CMS defines the terms grossly excessive or deficient to be payment adjustments of 15% or more. When CMS or a carrier makes a payment adjustment of more than 15% over multiple years, it must review market prices in the years subsequent to the first reduction to ensure that further reductions continue to be appropriate. In addition, when CMS makes a national determination to make a payment adjustment of more than 15% in a given year, in addition to complying with the rules defining the use of valid and reliable data, it must also:
- Consider the potential impact on quality, access, beneficiary liability, assignment rates, and participation of suppliers.
- Consult with representatives of the supplier industry likely to be impacted by the proposed change.
- Publish in the Federal Register the proposed and final notice of a new payment limit before it can adopt the limit. The IR regulation provides that the proposed and final notice will include specific information such as an explanation of the factors and data that CMS considered, the proposed payment amount or methodology, and the potential impacts of the proposed new payment limit.

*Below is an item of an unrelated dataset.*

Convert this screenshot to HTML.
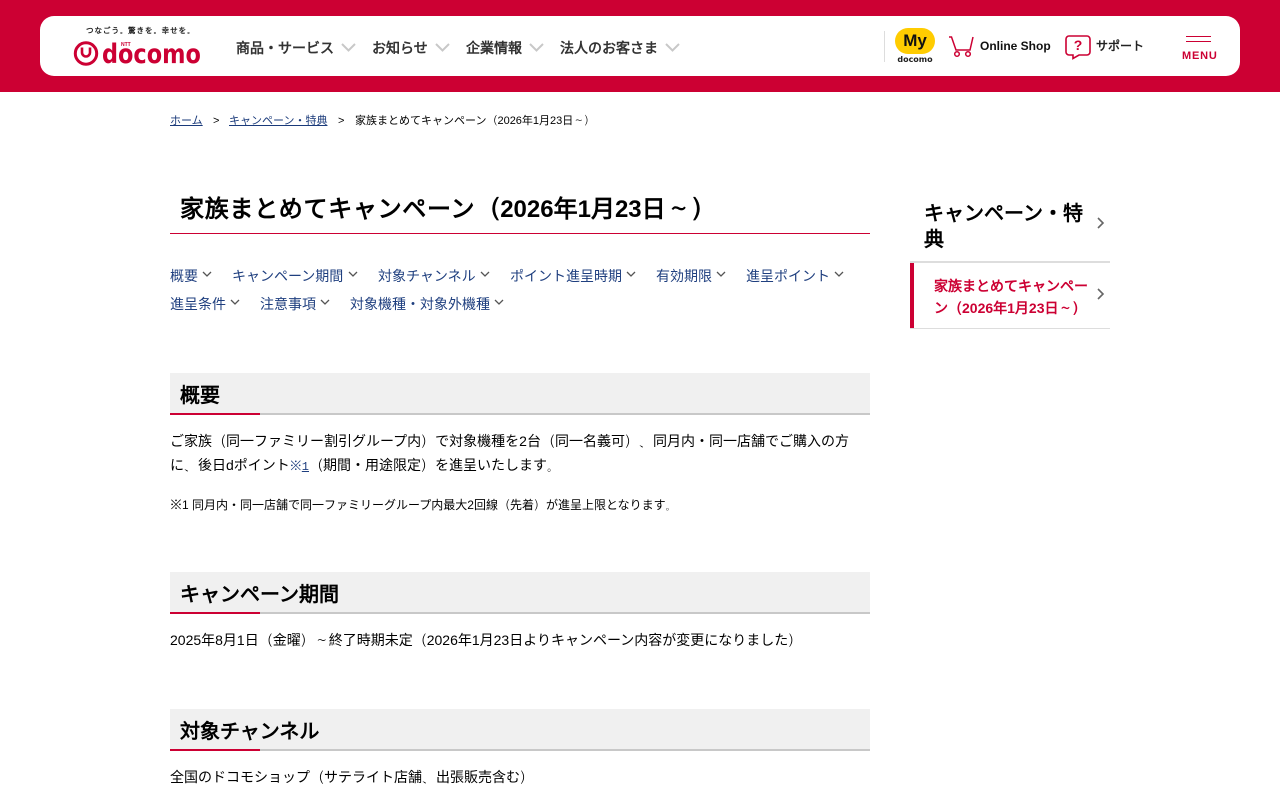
<!DOCTYPE html>
<html lang="en"><head><meta charset="utf-8"><title>家族まとめてキャンペーン</title>
<style>
html,body{margin:0;padding:0;width:1280px;height:800px;overflow:hidden;background:#fff}
body{font-family:"Liberation Sans","NanumGothic",sans-serif;font-size:14px;color:#000;position:relative}
.a{position:absolute;white-space:nowrap}
.hd{left:0;top:0;width:1280px;height:92px;background:#cc0033}
.bar{left:40px;top:16px;width:1200px;height:60px;background:#fff;border-radius:14px}
.nav{font-size:14px;font-weight:bold;color:#333;top:38px;line-height:20px}
.bc{font-size:11px;top:114px;line-height:15px}
.bc u{color:#1a3a7a}
.h2{left:170px;width:700px;height:40px;background:#f0f0f0;border-bottom:2px solid #c8c8c8}
.h2 b{position:absolute;left:10px;top:10px;font-size:20px;line-height:26px;white-space:nowrap}
.h2 i{position:absolute;left:0;bottom:-2px;width:90px;height:2px;background:#cc0033}
.lk{color:#1f3f7f;font-size:14px;line-height:20px}
svg{position:absolute;overflow:visible}
em{font-style:normal;display:inline-block;width:1em}
em.l{text-align:right}em.r{text-align:left}em.c{text-align:center}
.m{font-family:"Liberation Sans","IPAGothic",sans-serif}
</style></head><body>
<div class="a hd"></div><div class="a bar"></div>
<div class="a" style="left:86px;top:26px;font-size:7.5px;font-weight:bold;letter-spacing:1px;line-height:10px;color:#222">つなごう。驚きを。幸せを。</div>
<svg style="left:73px;top:41px" width="26" height="26" viewBox="0 0 26 26"><circle cx="13" cy="12.500" r="10.700" fill="none" stroke="#cc0033" stroke-width="3"/><path d="M9 6.500v5a4 4 0 0 0 8 0v-5" fill="none" stroke="#cc0033" stroke-width="2.600"/></svg>
<div class="a" style="left:102px;top:38.5px;font-size:27px;font-weight:bold;line-height:32px;color:#cc0033;font-family:'DejaVu Sans',sans-serif;transform:scaleX(.83);transform-origin:left">docomo</div>
<div class="a" style="left:121px;top:42px;font-size:5px;font-weight:bold;line-height:6px;color:#cc0033">NTT</div>
<div class="a nav" style="left:236px">商品・サービス</div>
<div class="a nav" style="left:372px">お知らせ</div>
<div class="a nav" style="left:466px">企業情報</div>
<div class="a nav" style="left:560px">法人のお客さま</div>
<svg style="left:0;top:0" width="700" height="92" fill="none" stroke="#c8c8c8" stroke-width="2"><path d="M342 44l6.500 6.500 6.500-6.500M436 44l6.500 6.500 6.500-6.500M530 44l6.500 6.500 6.500-6.500M666 44l6.500 6.500 6.500-6.500"/></svg>
<div class="a" style="left:884px;top:31px;width:1px;height:31px;background:#ddd"></div>
<svg style="left:895px;top:28px" width="40" height="26"><rect x="0" y="0" width="40" height="26" rx="13" fill="#ffcc00"/></svg>
<div class="a" style="left:895px;top:30px;width:40px;text-align:center;font-size:17px;font-weight:bold;line-height:22px;color:#111">My</div>
<div class="a" style="left:895px;top:54px;width:40px;text-align:center;font-size:8px;font-weight:bold;line-height:11px;color:#222;font-family:'DejaVu Sans',sans-serif">docomo</div>
<svg style="left:0;top:0" width="980" height="70" fill="none" stroke="#cc0033" stroke-width="1.500"><path d="M949 37h2.500l4.500 13h14l3-13"/><circle cx="957" cy="54" r="2.300"/><circle cx="968" cy="54" r="2.300"/></svg>
<div class="a" style="left:980px;top:37px;font-size:12px;font-weight:bold;line-height:18px;color:#111">Online Shop</div>
<svg style="left:1065px;top:35px" width="27" height="25" fill="none" stroke="#cc0033" stroke-width="1.600"><path d="M4 1h18a3 3 0 0 1 3 3v13a3 3 0 0 1-3 3h-8l-6 3.500v-3.500h-4a3 3 0 0 1-3-3v-13a3 3 0 0 1 3-3z"/></svg>
<div class="a" style="left:1065px;top:36px;width:26px;text-align:center;font-size:14px;font-weight:bold;line-height:18px;color:#cc0033">?</div>
<div class="a" style="left:1096px;top:37px;font-size:12px;font-weight:bold;line-height:18px;color:#222">サポート</div>
<div class="a" style="left:1186px;top:36px;width:25px;height:1px;background:#cc0033"></div>
<div class="a" style="left:1186px;top:41px;width:25px;height:1px;background:#cc0033"></div>
<div class="a" style="left:1182px;top:49px;font-size:11px;font-weight:bold;letter-spacing:.8px;line-height:14px;color:#cc0033">MENU</div>

<div class="a bc" style="left:170px"><u>ホーム</u></div>
<div class="a bc" style="left:213px">&gt;</div>
<div class="a bc" style="left:229px"><u>キャンペーン・特典</u></div>
<div class="a bc" style="left:338px">&gt;</div>
<div class="a bc" style="left:355px">家族まとめてキャンペーン<em class="l">（</em>2026年1月23日<em class="c">～</em><em class="r">）</em></div>

<div class="a" style="left:180px;top:194px;font-size:24px;font-weight:bold;line-height:32px"><span style="letter-spacing:.7px">家族まとめてキャンペーン</span><em class="l" style="width:25px">（</em>2026年1月23日<em class="c" style="width:26px">～</em><em class="r">）</em></div>
<div class="a" style="left:170px;top:233px;width:700px;height:1px;background:#cc0033"></div>

<div class="a lk" style="left:170px;top:266px">概要</div>
<div class="a lk" style="left:232px;top:266px">キャンペーン期間</div>
<div class="a lk" style="left:378px;top:266px">対象チャンネル</div>
<div class="a lk" style="left:510px;top:266px">ポイント進呈時期</div>
<div class="a lk" style="left:656px;top:266px">有効期限</div>
<div class="a lk" style="left:746px;top:266px">進呈ポイント</div>
<div class="a lk" style="left:170px;top:294px">進呈条件</div>
<div class="a lk" style="left:260px;top:294px">注意事項</div>
<div class="a lk" style="left:350px;top:294px">対象機種・対象外機種</div>
<svg style="left:0;top:0" width="900" height="320" fill="none" stroke="#555" stroke-width="1.300"><path d="M203 272l4 4 4-4M349 272l4 4 4-4M481 272l4 4 4-4M627 272l4 4 4-4M717 272l4 4 4-4M835 272l4 4 4-4M231 300l4 4 4-4M321 300l4 4 4-4M495 300l4 4 4-4"/></svg>

<div class="a h2" style="top:373px"><b>概要</b><i></i></div>
<div class="a" style="left:170px;top:429px;line-height:24px">ご家族<em class="l">（</em>同一ファミリー割引グループ内<em class="r">）</em>で対象機種を2台<em class="l">（</em>同一名義可<em class="r">）</em><em class="r">、</em>同月内・同一店舗でご購入の方<br>に<em class="r">、</em>後日dポイント<span style="color:#1f3f7f;font-size:12px;font-family:'Liberation Mono','IPAGothic',monospace">※<u>1</u></span><em class="l">（</em>期間・用途限定<em class="r">）</em>を進呈いたします。</div>
<div class="a" style="left:170px;top:496px;font-size:12px;line-height:18px"><span class="m">※</span>1 同月内・同一店舗で同一ファミリーグループ内最大2回線<em class="l">（</em>先着<em class="r">）</em>が進呈上限となります。</div>

<div class="a h2" style="top:572px"><b>キャンペーン期間</b><i></i></div>
<div class="a" style="left:170px;top:628px;line-height:24px">2025年8月1日<em class="l">（</em>金曜<em class="r">）</em><em class="c">～</em>終了時期未定<em class="l">（</em>2026年1月23日よりキャンペーン内容が変更になりました<em class="r">）</em></div>

<div class="a h2" style="top:709px"><b>対象チャンネル</b><i></i></div>
<div class="a" style="left:170px;top:765px;line-height:24px">全国のドコモショップ<em class="l">（</em>サテライト店舗<em class="r">、</em>出張販売含む<em class="r">）</em></div>

<div class="a" style="left:924px;top:201px;font-size:20px;font-weight:bold;line-height:26px">キャンペーン・特<br>典</div>
<div class="a" style="left:910px;top:261px;width:200px;height:2px;background:#ddd"></div>
<div class="a" style="left:910px;top:263px;width:4px;height:65px;background:#cc0033"></div>
<div class="a" style="left:910px;top:328px;width:200px;height:1px;background:#ddd"></div>
<div class="a" style="left:934px;top:275px;font-size:14px;font-weight:bold;line-height:22px;color:#cc0033">家族まとめてキャンペー<br>ン<em class="l">（</em>2026年1月23日<em class="c">～</em><em class="r">）</em></div>
<svg style="left:0;top:0" width="1120" height="340" fill="none" stroke="#666" stroke-width="1.600"><path d="M1098 218l5 5-5 5M1098 289l5 5-5 5"/></svg>
</body></html>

In the case of a payment reduction (or increase) of 15% or less in a given year, CMS or the carrier will notify affected suppliers of the proposed payment amounts and the factors considered in the proposed new amounts, and will ask for comments from suppliers. CMS or the carrier will evaluate comments it receives and CMS must inform the carrier in writing that it has received the carriers notification of the new payment limit. The carrier must inform affected suppliers and the Medicaid program(s) of any final limits it establishes. The effective date of a new final payment limit must be at least 60 days after the date that the carrier notifies affected suppliers and the Medicaid program(s).
Reliable Data Is the Key
One of the criticisms of IR reductions is that if any errors are made in the collection of the payment data used to justify the reduction, the carrier could make an improper reimbursement adjustment. And it is not just IR opponents making these claims. A July 2000 GAO report on IR expressed concern about the process the DMERCs used in 1998 to collect data and the data actually used to support the proposed IR reductions.
In response, the new IR regulation contains a list of criteria that CMS or a carrier must meet to ensure the use of valid and reliable data when making an IR determination. Under the new IR regulation, when CMS or a DMERC collects data to make an IR determination, the regulation requires it to:
- Develop written guidelines for data collection and analysis.
- Ensure consistency in any survey to collect and analyze pricing data.
- Develop a consistent set of survey questions for requesting retail prices.
- Ensure that sampled prices fully represent the range of prices nationally.
- Consider the geographic distribution of Medicare beneficiaries.
- Consider relative price in the various localities to ensure that an appropriate mix of areas with high, medium, and low consumer prices was included.
- Consider criteria to define populous state, less populous state, urban area, and rural area.
- Consider a consistent approach in selecting retail outlets in chosen cities.
- Consider whether the distribution of sampled prices from localities surveyed is fully representative of the distribution of the US population.
- Consider the products generally used by beneficiaries and collect prices of these products.
- When using wholesale costs, consider the costs of the services necessary to furnish a product to beneficiaries.
However, CMS still defends its position that it is appropriate to use Veterans Administration (VA) prices as a benchmark to determine payment amounts. If the VA represents a wholesale acquisition cost, it is appropriate to impute a markup to make VA price comparable to a Medicare retail transaction, CMS states.
What is the future of IR? CMS likely will rely upon the DMERCs to collect data and propose IR reductions. The bigger questions are how many items the DMERCs will target at one time, how quickly they will issue a proposed IR reduction, and how sufficient the data used as a foundation for any IR reductions will be.